L’étude insiste sur la formation réciproque des acteurs du patrimoine sur les enjeux énergétiques, et des acteurs de l’énergie sur les enjeux patrimoniaux et à la démarche paysagère, "pour s’assurer de la bonne appréhension du sujet par tous". Cela permettrait également une montée en qualité des projets énergétiques en amont de l’instruction. "Avant la mise en place des projets, élus, syndicats d’énergie et représentants de l’État doivent se rencontrer. Les projets échouent quand ils ne laissent pas de place au dialogue", appuie Gabriel Turquet de Beauregard, architecte des Bâtiments de France (ABF). A contrario, quand ils sont associés aux projets, ABF et inspecteurs des sites aident à trouver des points d’équilibre. Ainsi, c’est avec leur concours que dans le Maine-et-Loire, à Bouchemaine, un parc photovoltaïque a pu voir le jour dans un site patrimonial remarquable. Pour rappel, les secteurs protégés représentent 8% du territoire français.

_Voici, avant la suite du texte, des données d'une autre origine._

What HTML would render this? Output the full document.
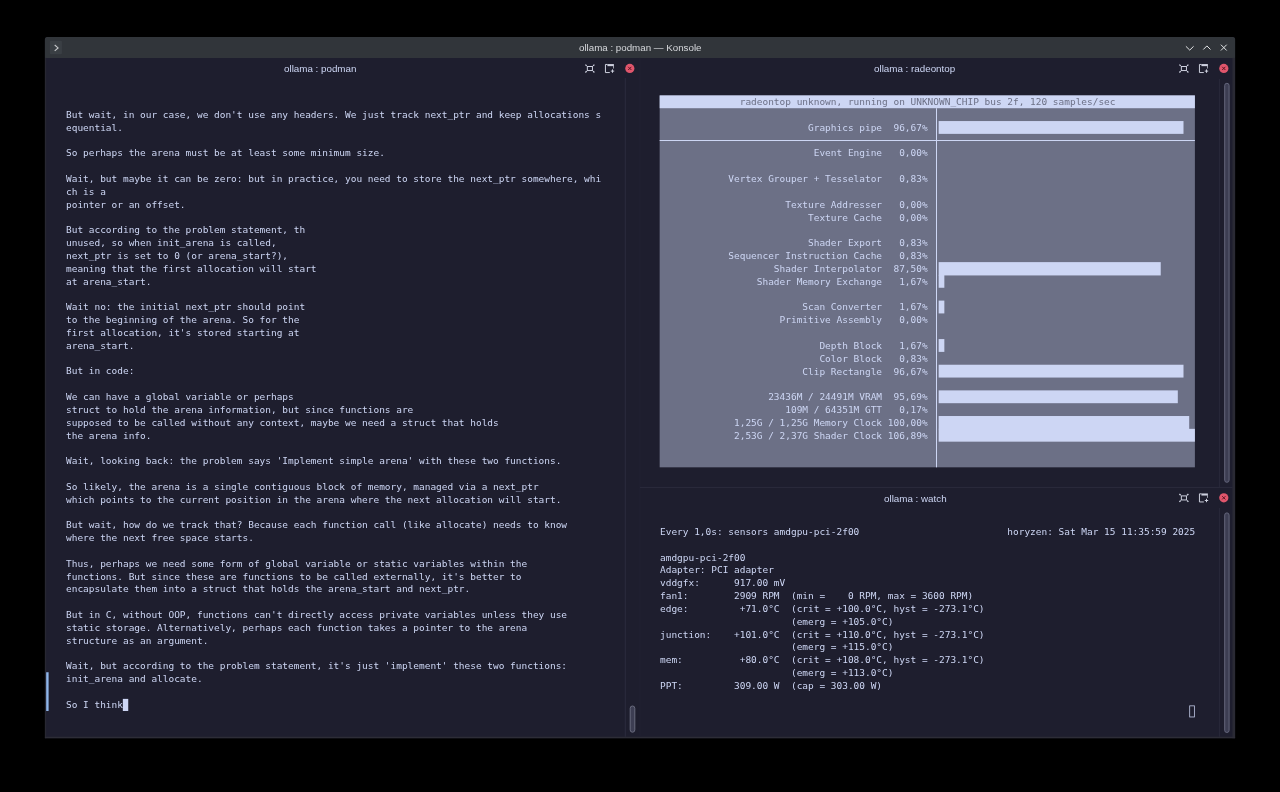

"La difficulté que l’on rencontre essentiellement aujourd’hui c’est que cet échange se fait un peu trop tard", remarque l'architecte. L’une des pistes intéressante, selon lui, "c’est cet espace de dialogue qui pourrait être réalisé à l’échelon du département, autour des élus, développeurs de projets et ABF, sous l’égide du préfet, pour que l’on puisse construire une politique territoriale adaptée aux spécificités locales". Car "on ne peut pas tout faire partout de façon systématique". Il ne peut y avoir de massification des énergies renouvelables, il faut donc, selon lui, "travailler finement". "Les défenseurs du patrimoine, bâti ou paysager, ne cherchent pas à le mettre sous cloche, mais à s’assurer que les projets préservent la qualité du cadre de vie. Pour y contribuer durablement, les énergies renouvelables, qui participent à la résilience des territoires, doivent savoir s’intégrer dans le décor", ajoute-t-il. Des énergies renouvelables intégrées permettent aussi "une meilleure acceptation sociale" et, c’est un facteur d’accélération.